Problem to solve: Nothing but the lines from the top of the data to the line holding "<jar-app></jar-app>" should be printed, word for word and both ends included; leave the pictures out.

BEGIN Given material

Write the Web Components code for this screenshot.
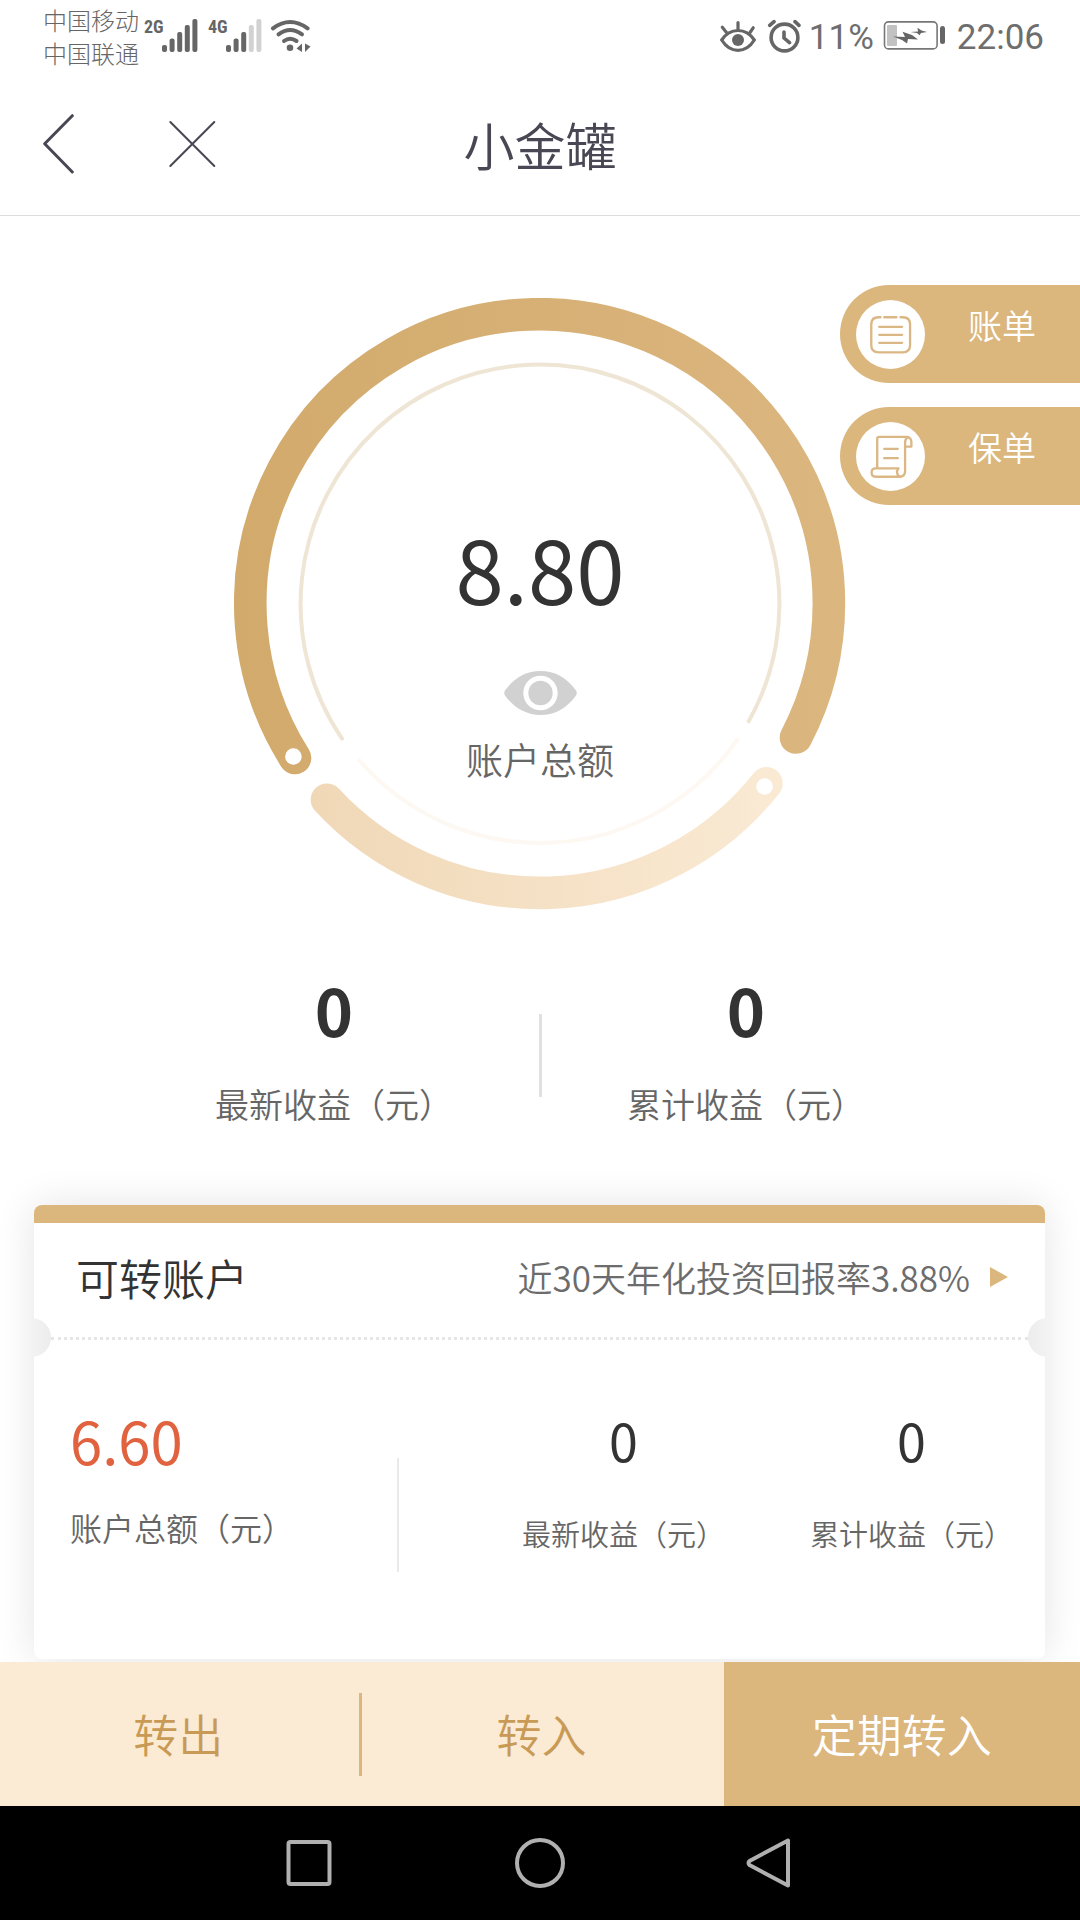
<!DOCTYPE html>
<html lang="zh-CN">
<head>
<meta charset="utf-8">
<meta name="viewport" content="width=device-width, initial-scale=1">
<title>小金罐</title>
<style>
  :root {
    --gold: #dbb67d;
    --gold-deep: #c89a55;
    --cream: #fbead4;
    --ink: #333;
    --muted: #666;
    --rule: #e0e0e0;
  }
  body {
    margin: 0;
    background: #fff;
    color: var(--ink);
    font-family: "Noto Sans CJK SC", "Noto Sans", sans-serif;
  }
</style>
</head>
<body>
<jar-app></jar-app>

<script>
const BASE = `
  *, *::before, *::after { box-sizing: border-box; }
  button { border: 0; padding: 0; margin: 0; background: none; color: inherit; font: inherit; cursor: pointer; }
  svg { display: block; }
`;
function define(name, html) {
  const template = document.createElement('template');
  template.innerHTML = `<style>${BASE}</style>${html}`;
  customElements.define(name, class extends HTMLElement {
    constructor() {
      super();
      this.attachShadow({ mode: 'open' }).append(template.content.cloneNode(true));
    }
  });
}

define('signal-bars', `
  <style>
    :host { display: flex; align-items: flex-start; color: #666; }
    span { width: 18px; font: 700 18px/16px "Roboto Condensed", Roboto, sans-serif; }
    :host([weak]) .high { fill: #d2d2d2; }
  </style>
  <span><slot></slot></span>
  <svg width="36" height="34" viewBox="0 0 36 34" fill="#666">
    <rect x="0" y="26" width="5" height="7" rx="2"/>
    <rect x="7.6" y="19.5" width="5" height="13.5" rx="2"/>
    <rect x="15.2" y="13" width="5" height="20" rx="2"/>
    <rect class="high" x="22.8" y="6" width="5" height="27" rx="2"/>
    <rect class="high" x="30.4" y="0" width="5" height="33" rx="2"/>
  </svg>
`);

define('status-bar', `
  <style>
    :host { display: flex; justify-content: space-between; align-items: center; height: 72px; padding: 0 36px 0 43px; color: #666; }
    .side { display: flex; align-items: center; }
    .carriers { font-size: 24px; line-height: 33px; font-weight: 300; margin-right: 5px; }
    signal-bars + signal-bars { margin-left: 10px; }
    .wifi { margin-left: 8px; }
    .num { padding-top: 3px; font: 400 35px/42px Roboto, sans-serif; color: #6e6e6e; }
    .right .num:first-of-type { margin: 0 9px 0 8px; }
    .alarm { margin-left: 10px; }
    .battery { margin-right: 12px; }
  </style>
  <div class="side left">
    <div class="carriers"><div>中国移动</div><div>中国联通</div></div>
    <signal-bars>2G</signal-bars>
    <signal-bars weak>4G</signal-bars>
    <svg class="wifi" width="42" height="34" viewBox="271 19 42 34" fill="none" stroke="#666" stroke-width="4" stroke-linecap="round">
      <path d="M274 28.3Q291 15.6 308.600 28.300"/>
      <path d="M279.500 34.300Q291 25.600 303 34.300"/>
      <path d="M285 41Q291 36.400 297.500 41"/>
      <circle cx="291" cy="47.700" r="3.300" fill="#666" stroke="none"/>
      <path d="M303 43.500V52L297.500 48.500ZM306 43.500V52L311.500 46.500Z" fill="#666" stroke="none"/>
    </svg>
  </div>
  <div class="side right">
    <svg width="38" height="34" viewBox="720 19 38 34" fill="none" stroke="#666" stroke-width="3.200" stroke-linecap="round">
      <path d="M722.700 40Q729 30.500 739 30.500T755.300 40Q749 50.300 739 50.300T722.700 40ZM739 22.600V29M723.300 27.300L727.500 32.500M754.200 27.800L751 32.500"/>
      <circle cx="739" cy="40" r="6" fill="#666" stroke="none"/>
    </svg>
    <svg class="alarm" width="34" height="34" viewBox="768 19 34 34" fill="none" stroke="#666" stroke-width="3.600" stroke-linecap="round">
      <circle cx="785.500" cy="37.500" r="13.400"/>
      <path d="M785 32V38L790.500 42.700M770.700 25.300L775 21.700M800 25.300L796 21.700"/>
    </svg>
    <span class="num">11%</span>
    <svg class="battery" width="62" height="30" viewBox="883 22 62 30">
      <rect x="884.500" y="22.900" width="52.600" height="27" rx="4" fill="none" stroke="#777" stroke-width="1.600"/>
      <rect x="887" y="26" width="10" height="21" rx="1" fill="#c2c2c2"/>
      <rect x="940" y="27" width="5" height="18" rx="2.500" fill="#666"/>
      <path d="M893 37.500L905 38L902.500 32.700L912 36L918 40.500L908 40L907 44.500L902 41ZM910.500 33L918 32.500L917.500 28.700L921.500 31.500L927 33L921 34L919.500 36.300L917 34Z" fill="#666"/>
    </svg>
    <span class="num">22:06</span>
  </div>
`);

define('title-bar', `
  <style>
    :host { display: grid; grid-template-columns: 1fr auto 1fr; align-items: center; height: 144px; padding: 0 42px; border-bottom: 1px solid #dcdcdc; color: #484753; }
    .tools { display: flex; align-items: center; gap: 94px; }
    h1 { margin: 0; font-size: 51px; line-height: 60px; font-weight: 350; }
  </style>
  <div class="tools">
    <button type="button" aria-label="返回">
      <svg width="32" height="62" viewBox="42 113 32 62" fill="none" stroke="currentColor" stroke-width="3" stroke-linecap="round" stroke-linejoin="round"><path d="M72.300 115.700L44.700 143.800L72.300 172"/></svg>
    </button>
    <button type="button" aria-label="关闭">
      <svg width="48" height="48" viewBox="168 120 48 48" fill="none" stroke="currentColor" stroke-width="2" stroke-linecap="round"><path d="M170.300 122L214.300 166M214.300 122L170.300 166"/></svg>
    </button>
  </div>
  <h1><slot></slot></h1>
`);

define('side-tab', `
  <style>
    :host { display: block; }
    button { display: flex; align-items: center; width: 240px; height: 98px; padding: 0 0 0 16px; border-radius: 49px 0 0 49px; background: var(--gold); color: #fff; }
    .disc { width: 69px; height: 69px; border-radius: 50%; background: #fff; }
    .text { margin-left: 43px; padding-bottom: 19px; font-size: 34px; line-height: 40px; font-weight: 350; }
  </style>
  <button type="button"><span class="disc"><slot name="icon"></slot></span><span class="text"><slot></slot></span></button>
`);

define('total-gauge', `
  <style>
    :host { display: grid; justify-items: center; width: 612px; max-width: 100%; margin: 0 auto; }
    .dial, .content { grid-area: 1 / 1; }
    .dial { width: 100%; height: auto; }
    .content { display: flex; flex-direction: column; align-items: center; padding-top: 225px; }
    .amount { font-size: 87px; line-height: 88px; font-weight: 400; }
    button { margin: 60px 0 24px; }
    .caption { font-size: 37px; line-height: 40px; font-weight: 350; color: var(--muted); }
  </style>
  <svg class="dial" viewBox="-306 -306 612 612" fill="none" stroke-linecap="round" aria-hidden="true">
    <defs>
      <linearGradient id="g1" gradientUnits="userSpaceOnUse" x1="-300" y1="0" x2="300" y2="0"><stop offset="0" stop-color="#d2aa6c"/><stop offset="1" stop-color="#dbb67f"/></linearGradient>
      <linearGradient id="g2" gradientUnits="userSpaceOnUse" x1="-225" y1="0" x2="240" y2="0"><stop offset="0" stop-color="#f0d8b7"/><stop offset="1" stop-color="#faead4"/></linearGradient>
    </defs>
    <path d="M-245 154A289.300 289.300 0 1 1 256 133.500" stroke="url(#g1)" stroke-width="32.600"/>
    <path d="M-213 195.700A289.300 289.300 0 0 0 226.400 179.300" stroke="url(#g2)" stroke-width="32.600"/>
    <path d="M-198 134.600A239.400 239.400 0 1 1 208.700 117.300" stroke="#efe5d4" stroke-width="4"/>
    <path d="M-180.500 156.500A239.400 239.400 0 0 0 197 136" stroke="#fdf8f1" stroke-width="4"/>
    <circle cx="-246.600" cy="152.500" r="8.300" fill="#fff"/>
    <circle cx="224.600" cy="182.500" r="8.300" fill="#fff"/>
  </svg>
  <div class="content">
    <div class="amount"><slot></slot></div>
    <button type="button" aria-label="显示或隐藏金额">
      <svg width="74" height="44" viewBox="-1 0 74 44"><path d="M1 19.500C10 7 22 0 36.500 0S63 7 72 19.500Q73.500 22 72 24.500C63 37 51 44 36.500 44S10 37 1 24.500Q-.5 22 1 19.500Z" fill="#d1d1d1"/><circle cx="36.500" cy="22" r="14.700" fill="none" stroke="#fff" stroke-width="5"/></svg>
    </button>
    <div class="caption"><slot name="caption"></slot></div>
  </div>
`);

define('figure-pair', `
  <style>
    :host { display: flex; flex-direction: column; align-items: center; }
    .value { font-size: 52px; line-height: 60px; }
    .label { margin-top: 43px; font-size: 29px; line-height: 40px; color: var(--muted); font-weight: 350; white-space: nowrap; }
    :host([size="large"]) .value { font-size: 65px; line-height: 66px; font-weight: 700; }
    :host([size="large"]) .label { margin-top: 42px; font-size: 34px; }
    :host([size="lead"]) { align-items: flex-start; }
    :host([size="lead"]) .value { font-size: 58px; color: #e0623f; }
    :host([size="lead"]) .label { margin-top: 37px; font-size: 32px; }
  </style>
  <div class="value"><slot></slot></div>
  <div class="label"><slot name="label"></slot></div>
`);

define('income-summary', `
  <style>
    :host { display: flex; justify-content: space-between; width: 76%; margin: 0 auto; padding-top: 66px; }
    ::slotted(*) { flex: 1; }
    .rule { align-self: flex-end; width: 3px; height: 83px; margin-bottom: 27px; background: var(--rule); }
  </style>
  <slot name="before"></slot><div class="rule"></div><slot name="after"></slot>
`);

define('account-card', `
  <style>
    :host { display: block; margin: 81px 35px 3px 34px; border-radius: 8px; background: #fff; box-shadow: 0 0 40px rgba(0,0,0,.11); }
    .clip { position: relative; overflow: hidden; border-radius: 8px; border-top: 18px solid var(--gold); }
    header { display: flex; justify-content: space-between; align-items: center; height: 114px; padding: 0 37px 6px 42px; }
    h2 { margin: 0; font-size: 43px; line-height: 50px; font-weight: 350; }
    a { display: flex; align-items: center; gap: 20px; font-size: 35px; line-height: 50px; font-weight: 350; color: #6c6c6c; text-decoration: none; white-space: nowrap; }
    .tear { margin: 0 17px; border-top: 3px dotted #e6e6e6; }
    .notch { position: absolute; top: 95px; width: 39px; height: 39px; border-radius: 50%; background: linear-gradient(270deg, #ececec, #fafafa); }
    .notch.l { left: -22px; }
    .notch.r { right: -22px; background: linear-gradient(90deg, #ececec, #fafafa); }
    .body { display: flex; padding: 70px 32px 0 36px; height: 319px; }
    .lead { flex: 1; }
    .rule { width: 2px; height: 114px; margin: 48px 123px 0 0; background: #e9e9e9; }
    .rest { display: flex; gap: 85px; }
  </style>
  <div class="clip">
    <header>
      <h2><slot name="title"></slot></h2>
      <a href="#rate"><slot name="rate"></slot><svg width="18" height="20" viewBox="0 0 18 20"><path d="M0 0L18 10L0 20Z" fill="#dbb67d"/></svg></a>
    </header>
    <div class="tear"></div>
    <span class="notch l"></span><span class="notch r"></span>
    <div class="body">
      <div class="lead"><slot name="lead"></slot></div>
      <div class="rule"></div>
      <div class="rest"><slot></slot></div>
    </div>
  </div>
`);

define('action-bar', `
  <style>
    :host { position: relative; display: grid; grid-template-columns: 33% 1fr 33%; height: 144px; background: var(--cream); }
    button { display: flex; align-items: center; justify-content: center; font-size: 45px; line-height: 54px; font-weight: 350; color: var(--gold-deep); }
    .rest { padding-left: 3px; background: linear-gradient(var(--gold), var(--gold)) 3px center / 3px 83px no-repeat; }
    .main { background: var(--gold); color: #fff; }
  </style>
  <button type="button">转出</button>
  <button type="button" class="rest">转入</button>
  <button type="button" class="main">定期转入</button>
`);

define('system-nav', `
  <style>
    :host { display: flex; align-items: center; justify-content: center; gap: 181px; height: 114px; background: #000; }
  </style>
  <button type="button" aria-label="最近任务"><svg width="50" height="50" viewBox="0 0 50 50" fill="none" stroke="#b0b0b0" stroke-width="4"><rect x="4.500" y="4" width="41" height="42" rx="2"/></svg></button>
  <button type="button" aria-label="主屏幕"><svg width="50" height="50" viewBox="0 0 50 50" fill="none" stroke="#b0b0b0" stroke-width="4"><circle cx="25" cy="25" r="23"/></svg></button>
  <button type="button" aria-label="后退"><svg width="50" height="50" viewBox="0 0 50 50" fill="none" stroke="#b0b0b0" stroke-width="4" stroke-linejoin="round"><path d="M42 2.500V47.500L3.500 27Q1.500 25 3.500 23Z"/></svg></button>
`);

define('jar-app', `
  <style>
    :host { display: flex; flex-direction: column; min-height: 100vh; }
    main { flex: 1; position: relative; padding-top: 82px; }
    .tabs { position: absolute; top: 69px; right: 0; display: grid; gap: 24px; }
  </style>
  <status-bar></status-bar>
  <title-bar>小金罐</title-bar>
  <main>
    <total-gauge>8.80<span slot="caption">账户总额</span></total-gauge>
    <nav class="tabs">
      <side-tab>
        <svg slot="icon" width="69" height="69" viewBox="107 87 208 208" fill="none" stroke="#dbb785" stroke-width="7" stroke-linecap="round">
          <path d="M181 139H175Q153 139 153 161V223Q153 245 175 245H248Q270 245 270 223V161Q270 139 248 139H241M192 139H229M177 168H246M177 192H246M177 216H246"/>
        </svg>账单
      </side-tab>
      <side-tab>
        <svg slot="icon" width="69" height="69" viewBox="109 453 208 208" fill="none" stroke="#dbb785" stroke-width="7" stroke-linecap="round" stroke-linejoin="round">
          <path d="M173 591V504Q173 498 179 498H262Q276 500 276 514V527H258M266 498Q257 503 257 514V602Q256 617 243 618H168Q156 617 156 605T168 593H237Q231 600 233 607Q235 617 243 618M194 534H235M194 562H235"/>
        </svg>保单
      </side-tab>
    </nav>
    <income-summary>
      <figure-pair slot="before" size="large">0<span slot="label">最新收益（元）</span></figure-pair>
      <figure-pair slot="after" size="large">0<span slot="label">累计收益（元）</span></figure-pair>
    </income-summary>
    <account-card>
      <span slot="title">可转账户</span>
      <span slot="rate">近30天年化投资回报率3.88%</span>
      <figure-pair slot="lead" size="lead">6.60<span slot="label">账户总额（元）</span></figure-pair>
      <figure-pair>0<span slot="label">最新收益（元）</span></figure-pair>
      <figure-pair>0<span slot="label">累计收益（元）</span></figure-pair>
    </account-card>
  </main>
  <action-bar></action-bar>
  <system-nav></system-nav>
`);
</script>
</body>
</html>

END Given material

Task answer:
Write the Web Components code for this screenshot.
<!DOCTYPE html>
<html lang="zh-CN">
<head>
<meta charset="utf-8">
<meta name="viewport" content="width=device-width, initial-scale=1">
<title>小金罐</title>
<style>
  :root {
    --gold: #dbb67d;
    --gold-deep: #c89a55;
    --cream: #fbead4;
    --ink: #333;
    --muted: #666;
    --rule: #e0e0e0;
  }
  body {
    margin: 0;
    background: #fff;
    color: var(--ink);
    font-family: "Noto Sans CJK SC", "Noto Sans", sans-serif;
  }
</style>
</head>
<body>
<jar-app></jar-app>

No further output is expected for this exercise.